Der Landkreis Forst in der Lausitz hat 37.000 EinwohnerInnen. Bei der Zulassungsstelle sind gut 20.000 Fahrzeuge registriert. Aber pro Schicht sind nur zwei Funkstreifenwagen unterwegs. Vier Polizisten haben die Aufgabe, zwei Städte und zwanzig Landgemeinden zu bewachen. Hinzu kommen noch fünfzehn Kilometer grüne Grenze zwischen Polen und der Bundesrepublik. Die Schmugglerpfade sind der Polizei bekannt, aber weder Bundesgrenzschutz noch Polizei können im organisierten Geschäft etwas ausrichten. Zum Observieren fehlt die Zeit.

Auch für die zwanzig Autobahnkilometer sind die Polizisten vom Revier in Forst zuständig, denn in Brandenburg existiert keine Autobahnpolizei. Nicht selten prügeln sich LKW-Fahrer, die einander im Stau überholen wollen oder sich gegenseitig den Weg versperren. Eigentlich müßte dann die Funkstreife die Streithähne auseinanderbringen. Aber um den Zank unter den LWK-Fahrern können sich die Polizisten nicht kümmern. Die Besatzung des Streifenwagens „Forst 1225“ ist voll damit ausgelastet, den rückstauenden Verkehr durch die Stadt zu leiten. Mangels Ausweichmöglichkeiten werden oftmals Transporte mit hochgefährlichen Ladungen, Polyäthylen oder Treibstoffe durch Forst und das angrenzende Wasserschutzgebiet der Lausitz gelotst. Solche Einsätze fürchten Bernd Frank und Mike Weißkopf: „Dort sind viele Schulen im Bereich. Außerdem: Wenn es ausgerechnet im Wasserschutzgebiet zu einem Unfall kommt, dann ist es womöglich aus mit dem Trinkwasser.“

Die Arbeitsbedingungen für Polizisten sind in der Übergangsphase nur schwer zu ertragen. Dienststellenleiter Olaf Fischer und seine Kollegen arbeiten ständig an der Grenze des Zumutbaren. Fischers Wunsch, einen dritten oder gar vierten Funkstreifenwagen pro Schicht zu besetzen, wird noch lange nicht in Erfüllung gehen. Auch eine Fußgängerstreife im Stadtzentrum steht derzeit nicht im Einsatzplan. Die Planstellen fehlen.

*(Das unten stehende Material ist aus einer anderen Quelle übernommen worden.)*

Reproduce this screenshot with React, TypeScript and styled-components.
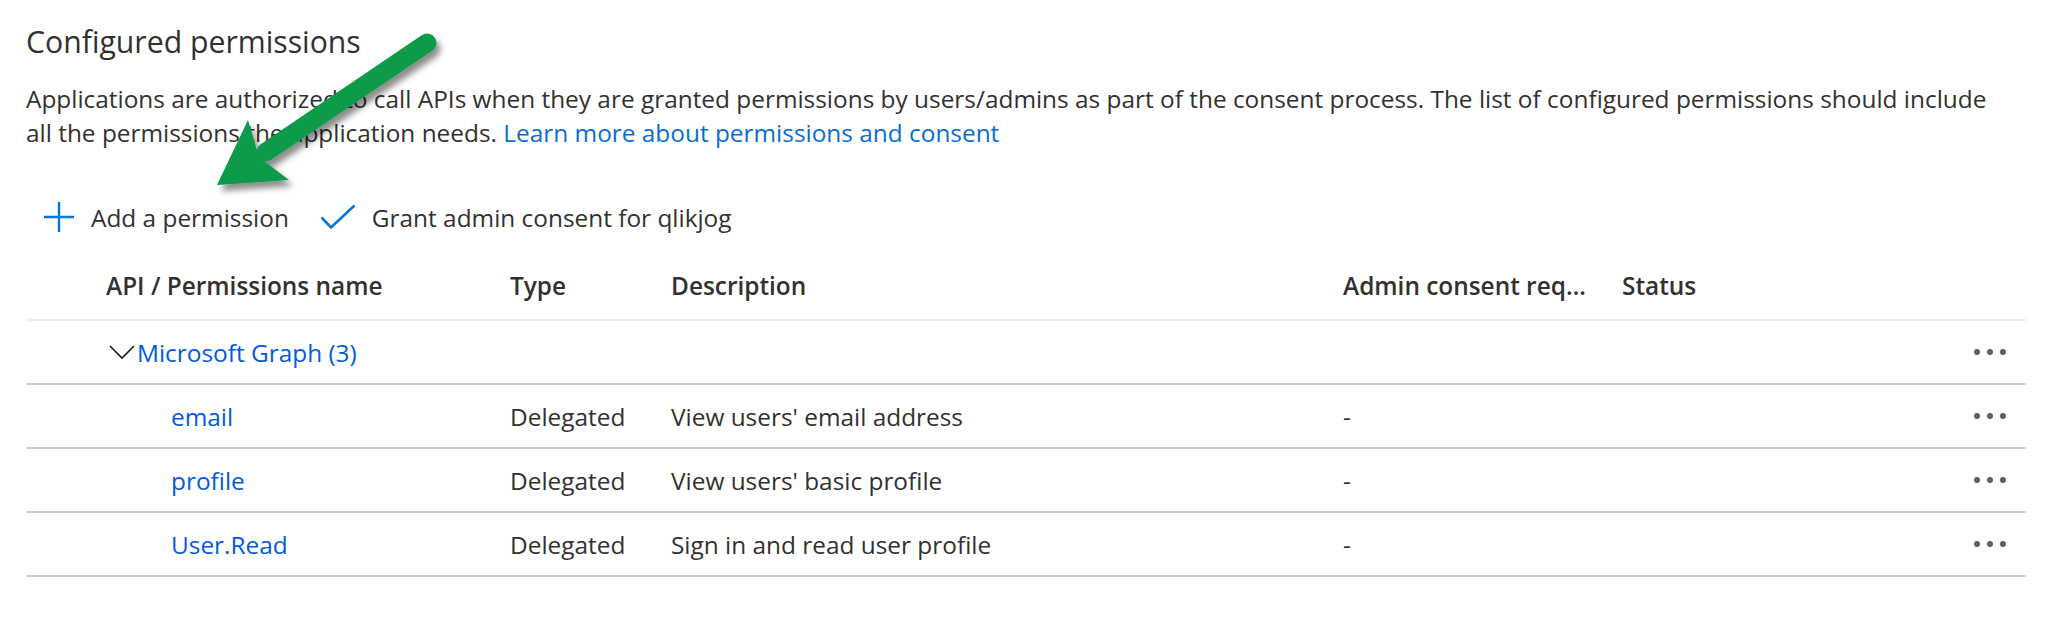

Derzeit riskieren ostdeutsche Polizisten auf jeden Fall ihren Ruf: entweder sind sie in der Schule statt am Einsatzort – oder sie sind zur Stelle, dafür aber schlecht ausgebildet. Zwar geben sie sich Mühe, ihren Aufgaben gerecht zu werden, doch noch sitzt das Obrigkeitsdenken fest in den Köpfen. Auch in Forst wartet die untere Dienststelle in aller Regel auf ein Zeichen von oben. Und in der vorgesetzten Behörde harren die Kollegen des Kommandos von noch weiter oben.

Enttäuschung über die nur bedingt funktionierende Hierarchie macht sich nicht nur innerhalb der Polizei breit. Die Beamten vom Polizeirevier in Forst beklagen große Schwierigkeiten mit der Staatsanwaltschaft. Polizeiobermeister Bernd Horschek erzählt von Jugendlichen, gegen die dreißig, mitunter sogar vierzig Anzeigen laufen. Dennoch würde die Justiz mit Hinweis auf die Minderjährigkeit der Täter keine Strafverfolgung einleiten.

Das Klima zwischen Jugendlichen und Polizei wird rauher. „Es gibt welche, die gehen draußen mit Knüppeln auf uns los“, sagt Bernd Horschek. Er und seine Kollegen vom Revier fordern härtere Gesetze gegen Randalierer. Aus dem alten DDR-Strafrecht würden sie eine Regelung wieder einführen: Schnellverfahren gegen Randalierer, die Polizisten angreifen. Damals wurden solche Angriffe nicht unter sechs Monaten Freiheitsstrafe geahndet. Lange könne es mit der Überforderung nicht weitergehen. Polizisten, sagt Bernd Horscheck, könnten doch nicht dauernd Feuerwehr, Sozialarbeiter und Mädchen für alles sein.